The problem: Print the records below word for word, but leave out the pictures.

------------

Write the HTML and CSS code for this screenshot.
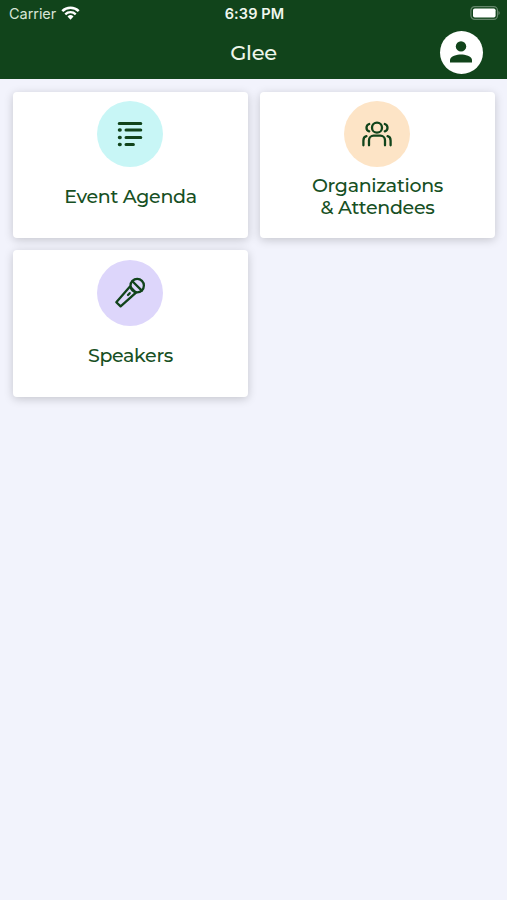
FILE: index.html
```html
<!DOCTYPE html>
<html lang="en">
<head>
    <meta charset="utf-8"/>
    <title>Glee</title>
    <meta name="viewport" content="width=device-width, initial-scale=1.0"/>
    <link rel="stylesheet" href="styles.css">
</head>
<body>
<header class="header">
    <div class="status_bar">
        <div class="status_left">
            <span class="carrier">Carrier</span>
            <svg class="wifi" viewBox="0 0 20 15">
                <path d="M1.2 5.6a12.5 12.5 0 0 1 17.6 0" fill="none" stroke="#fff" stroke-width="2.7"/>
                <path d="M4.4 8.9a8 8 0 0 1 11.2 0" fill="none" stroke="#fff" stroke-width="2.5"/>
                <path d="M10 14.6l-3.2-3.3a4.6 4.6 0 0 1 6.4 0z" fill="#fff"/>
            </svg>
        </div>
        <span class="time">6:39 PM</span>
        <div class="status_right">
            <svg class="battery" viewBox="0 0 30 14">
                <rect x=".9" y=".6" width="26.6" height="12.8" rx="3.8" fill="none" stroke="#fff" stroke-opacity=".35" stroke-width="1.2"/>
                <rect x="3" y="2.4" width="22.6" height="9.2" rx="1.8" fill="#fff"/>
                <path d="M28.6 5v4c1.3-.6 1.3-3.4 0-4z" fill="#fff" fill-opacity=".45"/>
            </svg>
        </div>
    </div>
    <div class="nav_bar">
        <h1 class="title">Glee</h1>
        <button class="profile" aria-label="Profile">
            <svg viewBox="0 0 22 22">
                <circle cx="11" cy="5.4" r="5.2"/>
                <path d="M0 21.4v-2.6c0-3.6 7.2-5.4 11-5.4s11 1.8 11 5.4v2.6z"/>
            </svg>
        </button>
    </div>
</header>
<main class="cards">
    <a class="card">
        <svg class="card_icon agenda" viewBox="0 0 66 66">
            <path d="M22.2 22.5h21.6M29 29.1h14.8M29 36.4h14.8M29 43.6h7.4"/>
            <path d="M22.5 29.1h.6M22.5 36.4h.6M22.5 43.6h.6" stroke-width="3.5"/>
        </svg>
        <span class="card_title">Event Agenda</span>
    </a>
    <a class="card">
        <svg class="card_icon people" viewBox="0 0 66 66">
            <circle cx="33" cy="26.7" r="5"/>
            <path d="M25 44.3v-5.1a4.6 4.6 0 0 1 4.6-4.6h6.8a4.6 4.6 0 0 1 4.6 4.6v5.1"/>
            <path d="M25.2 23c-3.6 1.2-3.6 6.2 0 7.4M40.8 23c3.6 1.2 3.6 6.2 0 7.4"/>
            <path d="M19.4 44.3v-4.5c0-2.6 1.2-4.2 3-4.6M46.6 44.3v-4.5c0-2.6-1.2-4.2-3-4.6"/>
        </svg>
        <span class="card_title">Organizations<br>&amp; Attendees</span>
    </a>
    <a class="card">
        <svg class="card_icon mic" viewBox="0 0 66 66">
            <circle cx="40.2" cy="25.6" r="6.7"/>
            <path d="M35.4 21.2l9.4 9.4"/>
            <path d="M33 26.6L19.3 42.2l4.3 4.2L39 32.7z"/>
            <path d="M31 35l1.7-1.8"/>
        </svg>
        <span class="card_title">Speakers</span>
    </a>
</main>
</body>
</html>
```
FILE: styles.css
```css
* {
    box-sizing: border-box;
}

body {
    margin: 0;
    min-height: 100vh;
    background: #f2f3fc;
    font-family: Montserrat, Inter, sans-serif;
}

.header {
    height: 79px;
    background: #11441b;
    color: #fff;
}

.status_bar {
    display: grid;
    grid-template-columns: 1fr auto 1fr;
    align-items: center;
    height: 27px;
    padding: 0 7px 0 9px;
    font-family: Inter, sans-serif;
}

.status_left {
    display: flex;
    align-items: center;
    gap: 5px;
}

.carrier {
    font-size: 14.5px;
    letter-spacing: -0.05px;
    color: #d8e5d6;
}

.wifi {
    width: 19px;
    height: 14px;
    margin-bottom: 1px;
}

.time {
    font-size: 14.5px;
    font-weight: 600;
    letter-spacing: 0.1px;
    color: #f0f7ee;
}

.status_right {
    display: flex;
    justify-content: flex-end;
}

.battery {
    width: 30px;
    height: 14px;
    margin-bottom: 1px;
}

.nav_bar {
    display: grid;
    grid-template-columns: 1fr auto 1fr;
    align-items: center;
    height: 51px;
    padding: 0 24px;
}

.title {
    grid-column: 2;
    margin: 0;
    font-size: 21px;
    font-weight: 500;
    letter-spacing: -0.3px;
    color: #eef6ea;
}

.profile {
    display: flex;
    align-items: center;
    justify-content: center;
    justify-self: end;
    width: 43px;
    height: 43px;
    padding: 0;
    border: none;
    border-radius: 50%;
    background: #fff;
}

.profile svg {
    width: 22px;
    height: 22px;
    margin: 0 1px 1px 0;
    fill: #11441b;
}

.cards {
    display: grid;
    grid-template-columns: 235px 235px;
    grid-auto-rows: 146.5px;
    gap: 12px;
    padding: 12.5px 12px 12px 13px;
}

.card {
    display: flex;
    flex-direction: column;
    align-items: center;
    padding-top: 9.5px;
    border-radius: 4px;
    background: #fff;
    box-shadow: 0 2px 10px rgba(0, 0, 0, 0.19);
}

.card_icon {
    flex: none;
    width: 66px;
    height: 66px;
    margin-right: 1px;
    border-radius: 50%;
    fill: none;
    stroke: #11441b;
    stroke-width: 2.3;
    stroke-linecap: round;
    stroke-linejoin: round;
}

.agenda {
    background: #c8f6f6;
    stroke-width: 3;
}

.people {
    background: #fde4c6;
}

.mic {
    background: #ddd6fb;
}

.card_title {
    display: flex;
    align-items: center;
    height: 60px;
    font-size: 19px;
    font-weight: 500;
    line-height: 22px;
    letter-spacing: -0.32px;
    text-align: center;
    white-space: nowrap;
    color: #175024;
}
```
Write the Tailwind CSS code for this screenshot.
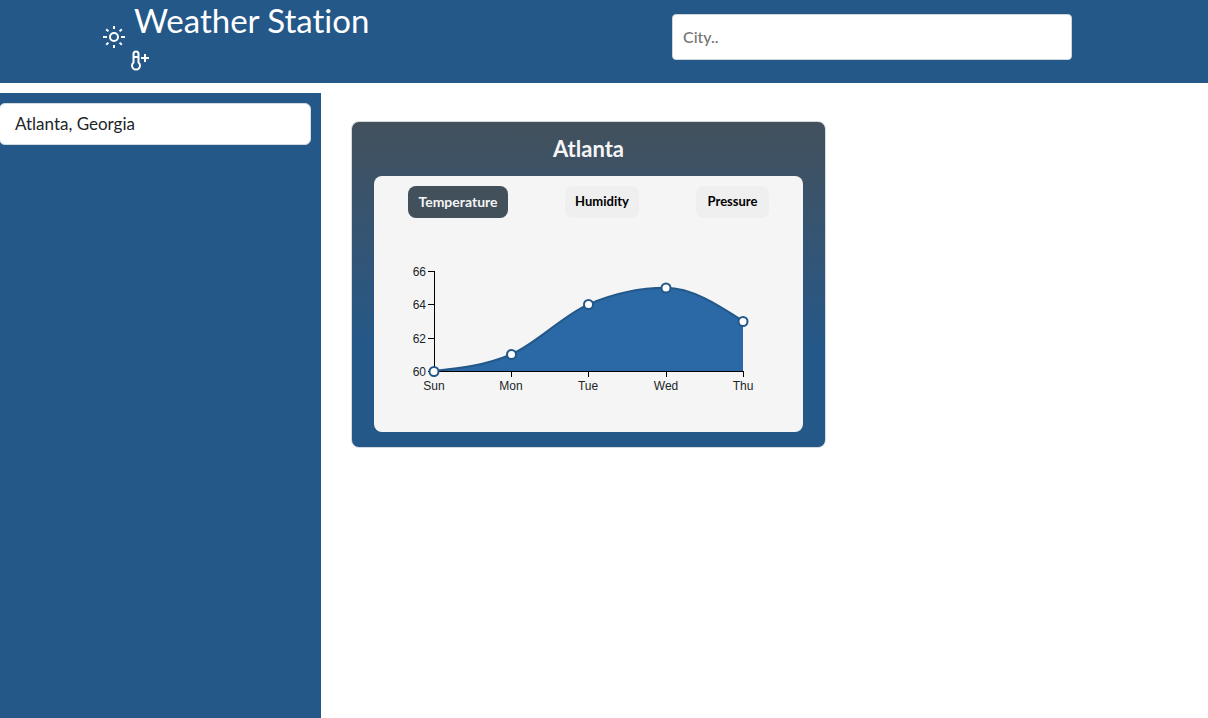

------------

Exercise output:
Write the HTML and CSS code for this screenshot.
FILE: index.html
```html
<!DOCTYPE html>
<html lang="en">
<head>
    <meta charset="utf-8"/>
    <title>Glee</title>
    <meta name="viewport" content="width=device-width, initial-scale=1.0"/>
    <link rel="stylesheet" href="styles.css">
</head>
<body>
<header class="header">
    <div class="status_bar">
        <div class="status_left">
            <span class="carrier">Carrier</span>
            <svg class="wifi" viewBox="0 0 20 15">
                <path d="M1.2 5.6a12.5 12.5 0 0 1 17.6 0" fill="none" stroke="#fff" stroke-width="2.7"/>
                <path d="M4.4 8.9a8 8 0 0 1 11.2 0" fill="none" stroke="#fff" stroke-width="2.5"/>
                <path d="M10 14.6l-3.2-3.3a4.6 4.6 0 0 1 6.4 0z" fill="#fff"/>
            </svg>
        </div>
        <span class="time">6:39 PM</span>
        <div class="status_right">
            <svg class="battery" viewBox="0 0 30 14">
                <rect x=".9" y=".6" width="26.6" height="12.8" rx="3.8" fill="none" stroke="#fff" stroke-opacity=".35" stroke-width="1.2"/>
                <rect x="3" y="2.4" width="22.6" height="9.2" rx="1.8" fill="#fff"/>
                <path d="M28.6 5v4c1.3-.6 1.3-3.4 0-4z" fill="#fff" fill-opacity=".45"/>
            </svg>
        </div>
    </div>
    <div class="nav_bar">
        <h1 class="title">Glee</h1>
        <button class="profile" aria-label="Profile">
            <svg viewBox="0 0 22 22">
                <circle cx="11" cy="5.4" r="5.2"/>
                <path d="M0 21.4v-2.6c0-3.6 7.2-5.4 11-5.4s11 1.8 11 5.4v2.6z"/>
            </svg>
        </button>
    </div>
</header>
<main class="cards">
    <a class="card">
        <svg class="card_icon agenda" viewBox="0 0 66 66">
            <path d="M22.2 22.5h21.6M29 29.1h14.8M29 36.4h14.8M29 43.6h7.4"/>
            <path d="M22.5 29.1h.6M22.5 36.4h.6M22.5 43.6h.6" stroke-width="3.5"/>
        </svg>
        <span class="card_title">Event Agenda</span>
    </a>
    <a class="card">
        <svg class="card_icon people" viewBox="0 0 66 66">
            <circle cx="33" cy="26.7" r="5"/>
            <path d="M25 44.3v-5.1a4.6 4.6 0 0 1 4.6-4.6h6.8a4.6 4.6 0 0 1 4.6 4.6v5.1"/>
            <path d="M25.2 23c-3.6 1.2-3.6 6.2 0 7.4M40.8 23c3.6 1.2 3.6 6.2 0 7.4"/>
            <path d="M19.4 44.3v-4.5c0-2.6 1.2-4.2 3-4.6M46.6 44.3v-4.5c0-2.6-1.2-4.2-3-4.6"/>
        </svg>
        <span class="card_title">Organizations<br>&amp; Attendees</span>
    </a>
    <a class="card">
        <svg class="card_icon mic" viewBox="0 0 66 66">
            <circle cx="40.2" cy="25.6" r="6.7"/>
            <path d="M35.4 21.2l9.4 9.4"/>
            <path d="M33 26.6L19.3 42.2l4.3 4.2L39 32.7z"/>
            <path d="M31 35l1.7-1.8"/>
        </svg>
        <span class="card_title">Speakers</span>
    </a>
</main>
</body>
</html>
```
FILE: styles.css
```css
* {
    box-sizing: border-box;
}

body {
    margin: 0;
    min-height: 100vh;
    background: #f2f3fc;
    font-family: Montserrat, Inter, sans-serif;
}

.header {
    height: 79px;
    background: #11441b;
    color: #fff;
}

.status_bar {
    display: grid;
    grid-template-columns: 1fr auto 1fr;
    align-items: center;
    height: 27px;
    padding: 0 7px 0 9px;
    font-family: Inter, sans-serif;
}

.status_left {
    display: flex;
    align-items: center;
    gap: 5px;
}

.carrier {
    font-size: 14.5px;
    letter-spacing: -0.05px;
    color: #d8e5d6;
}

.wifi {
    width: 19px;
    height: 14px;
    margin-bottom: 1px;
}

.time {
    font-size: 14.5px;
    font-weight: 600;
    letter-spacing: 0.1px;
    color: #f0f7ee;
}

.status_right {
    display: flex;
    justify-content: flex-end;
}

.battery {
    width: 30px;
    height: 14px;
    margin-bottom: 1px;
}

.nav_bar {
    display: grid;
    grid-template-columns: 1fr auto 1fr;
    align-items: center;
    height: 51px;
    padding: 0 24px;
}

.title {
    grid-column: 2;
    margin: 0;
    font-size: 21px;
    font-weight: 500;
    letter-spacing: -0.3px;
    color: #eef6ea;
}

.profile {
    display: flex;
    align-items: center;
    justify-content: center;
    justify-self: end;
    width: 43px;
    height: 43px;
    padding: 0;
    border: none;
    border-radius: 50%;
    background: #fff;
}

.profile svg {
    width: 22px;
    height: 22px;
    margin: 0 1px 1px 0;
    fill: #11441b;
}

.cards {
    display: grid;
    grid-template-columns: 235px 235px;
    grid-auto-rows: 146.5px;
    gap: 12px;
    padding: 12.5px 12px 12px 13px;
}

.card {
    display: flex;
    flex-direction: column;
    align-items: center;
    padding-top: 9.5px;
    border-radius: 4px;
    background: #fff;
    box-shadow: 0 2px 10px rgba(0, 0, 0, 0.19);
}

.card_icon {
    flex: none;
    width: 66px;
    height: 66px;
    margin-right: 1px;
    border-radius: 50%;
    fill: none;
    stroke: #11441b;
    stroke-width: 2.3;
    stroke-linecap: round;
    stroke-linejoin: round;
}

.agenda {
    background: #c8f6f6;
    stroke-width: 3;
}

.people {
    background: #fde4c6;
}

.mic {
    background: #ddd6fb;
}

.card_title {
    display: flex;
    align-items: center;
    height: 60px;
    font-size: 19px;
    font-weight: 500;
    line-height: 22px;
    letter-spacing: -0.32px;
    text-align: center;
    white-space: nowrap;
    color: #175024;
}
```
Write the Tailwind CSS code for this screenshot.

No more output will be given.